# Living in Foshan????



## thompsonz

A friend and I are planning on moving to China for a while in August. 
We have been offered jobs in Foshan and wondered of anyone would share any opinions or experiences of living in Foshan or around that area. 

Any opinions and thoughts welcome. 

Thanks


----------



## Frantel

My wife is from Foshan, we own a Condo there, been living in Foshan 6 months of the year for the last 3 years and are moving to Canada. Foshan, as does all of China, seriously challenges one to "look at the cup as half full". Famous for extremely humid uncomfortable weather, misquote infested, seriously dangerous air, 1 blue sky day per month, if lucky, and even this is not blue, usually the air is a thick, grey, smog filled colour, never fresh. The traffic is out of control, over taken by first time, untrained drivers. Extremely industrial, surrounded by factories and filled with out dated diesel trucks. Best thing is it is not far from Hong Kong.


----------



## Frantel

Also close to Macau and easily accessible to Guangzhou, by convenient subway line. Most importantly, the Foshanians are very friendly and kind people. If you can make it there you will make it anywhere! Cup have full despite the bleak environment!


----------



## Sidicas

I've been living in Foshan for over a year and a half. It's a great place to live if you ignore the large number of migrant workers and prositutes that go with them. (News about that was just posted on Chinasmack ..)
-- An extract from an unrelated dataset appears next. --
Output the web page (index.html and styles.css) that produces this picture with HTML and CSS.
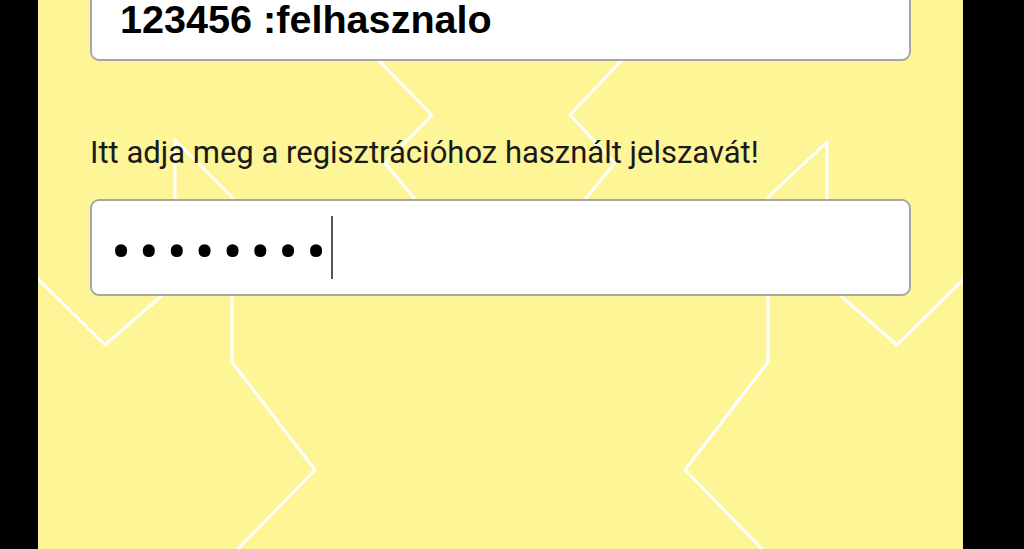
FILE: index.html
```html
<!DOCTYPE html>
<html lang="hu">
<head>
<meta charset="utf-8">
<title>Bejelentkezés</title>
<link rel="stylesheet" href="styles.css">
</head>
<body>
<div class="screen">
  <svg class="pattern" viewBox="38 0 925 549" width="925" height="549" aria-hidden="true">
    <g fill="none" stroke="#ffffff" stroke-width="3" stroke-linejoin="round" stroke-linecap="round">
      <polyline points="175,140 175,284 105,345 30,271"/>
      <polyline points="827,142 827,284 897,345 972,271"/>
      <polyline points="175,140 232,197 232,362 315,470 235,552"/>
      <polyline points="827,142 768,197 768,362 685,470 765,552"/>
      <polyline points="330,10 380,62 432,115 385,163 420,205"/>
      <polyline points="670,10 620,62 570,115 615,163 580,205"/>
    </g>
  </svg>
  <div class="content">
    <div class="field field-user">
      <span class="user-text">123456 :felhasznalo</span>
    </div>
    <p class="label">Itt adja meg a regisztrációhoz használt jelszavát!</p>
    <div class="field field-pass">
      <span class="dots">••••••••</span><span class="caret"></span>
    </div>
  </div>
</div>
</body>
</html>
```
FILE: styles.css
```css
html, body {
  margin: 0;
  padding: 0;
  background: #000;
}

.screen {
  position: relative;
  width: 925px;
  height: 549px;
  margin-left: 38px;
  background: #fdf596;
  overflow: hidden;
  box-sizing: border-box;
  padding: 0 52px;
}

.pattern {
  position: absolute;
  left: 0;
  top: 0;
  z-index: 0;
}

.content {
  position: relative;
  z-index: 1;
  display: flex;
  flex-direction: column;
}

.field {
  box-sizing: border-box;
  background: #fff;
  border: 2px solid #a6a6a6;
  border-radius: 9px;
  display: flex;
  align-items: center;
}

.field-user {
  margin-top: -23px;
  height: 84px;
  padding-left: 28px;
}

.user-text {
  font-family: "Liberation Sans", Arial, sans-serif;
  font-weight: bold;
  font-size: 39.6px;
  line-height: 36px;
  color: #000;
}

.label {
  margin: 74px 0 0 0;
  font-family: Roboto, "Noto Sans", sans-serif;
  font-size: 31px;
  line-height: 36px;
  color: #1a1a1a;
}

.field-pass {
  margin-top: 28px;
  height: 97px;
  padding-left: 19px;
}

.dots {
  font-family: Roboto, sans-serif;
  font-size: 60px;
  letter-spacing: 7.6px;
  color: #000;
  line-height: 1;
  position: relative;
  top: 5px;
}

.caret {
  display: inline-block;
  width: 2px;
  height: 63px;
  background: #555;
  margin-left: -3px;
}
```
Just make sure you get an air conditioner and you'll be fine. I'm from New York so I always sweat bullets when I stay here and it takes a while to get used to the hot weather. Also, make sure you bring a good pair of sunglases around noon time, walking outdoors from a dimly light apartment feels like your eyeballs are cooking in their sockets.
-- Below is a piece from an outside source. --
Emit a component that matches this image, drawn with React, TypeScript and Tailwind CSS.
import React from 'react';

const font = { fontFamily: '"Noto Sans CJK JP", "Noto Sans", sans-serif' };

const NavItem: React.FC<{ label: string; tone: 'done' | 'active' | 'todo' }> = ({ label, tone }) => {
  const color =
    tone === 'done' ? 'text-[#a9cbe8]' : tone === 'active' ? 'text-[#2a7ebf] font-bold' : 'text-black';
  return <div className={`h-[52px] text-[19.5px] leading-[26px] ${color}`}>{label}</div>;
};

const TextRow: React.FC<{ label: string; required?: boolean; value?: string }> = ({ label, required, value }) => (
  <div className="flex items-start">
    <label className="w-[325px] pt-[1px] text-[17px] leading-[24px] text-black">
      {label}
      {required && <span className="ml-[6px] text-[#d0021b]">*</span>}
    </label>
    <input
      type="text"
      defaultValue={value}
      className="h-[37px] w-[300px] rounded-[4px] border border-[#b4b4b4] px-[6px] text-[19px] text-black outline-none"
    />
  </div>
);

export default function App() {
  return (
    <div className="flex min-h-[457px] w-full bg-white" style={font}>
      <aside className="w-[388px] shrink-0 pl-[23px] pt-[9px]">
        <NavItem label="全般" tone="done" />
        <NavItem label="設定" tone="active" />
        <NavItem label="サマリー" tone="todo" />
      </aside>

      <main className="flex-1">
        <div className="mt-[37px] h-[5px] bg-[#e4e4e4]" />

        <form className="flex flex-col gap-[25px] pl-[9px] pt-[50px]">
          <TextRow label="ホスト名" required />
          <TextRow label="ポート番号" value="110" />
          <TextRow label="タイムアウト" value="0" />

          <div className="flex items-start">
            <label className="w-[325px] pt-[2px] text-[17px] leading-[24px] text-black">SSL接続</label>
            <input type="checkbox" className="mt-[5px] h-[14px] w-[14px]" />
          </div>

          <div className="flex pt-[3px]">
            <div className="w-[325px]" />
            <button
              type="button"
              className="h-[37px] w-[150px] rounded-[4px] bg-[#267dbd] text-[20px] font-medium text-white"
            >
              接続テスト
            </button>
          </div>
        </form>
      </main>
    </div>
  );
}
But really, it's a great place to live. Very friendly people. Just be aware that most people here speak Cantonese instead of Mandarin Chinese. Sure, they understand Mandarin Chinese, but you might be disappointed in that you won't know what people are talking about as they'll only talk Mandarin to you . Hard to find anybody here that speaks good english too although waving and pointing works wonders.


----------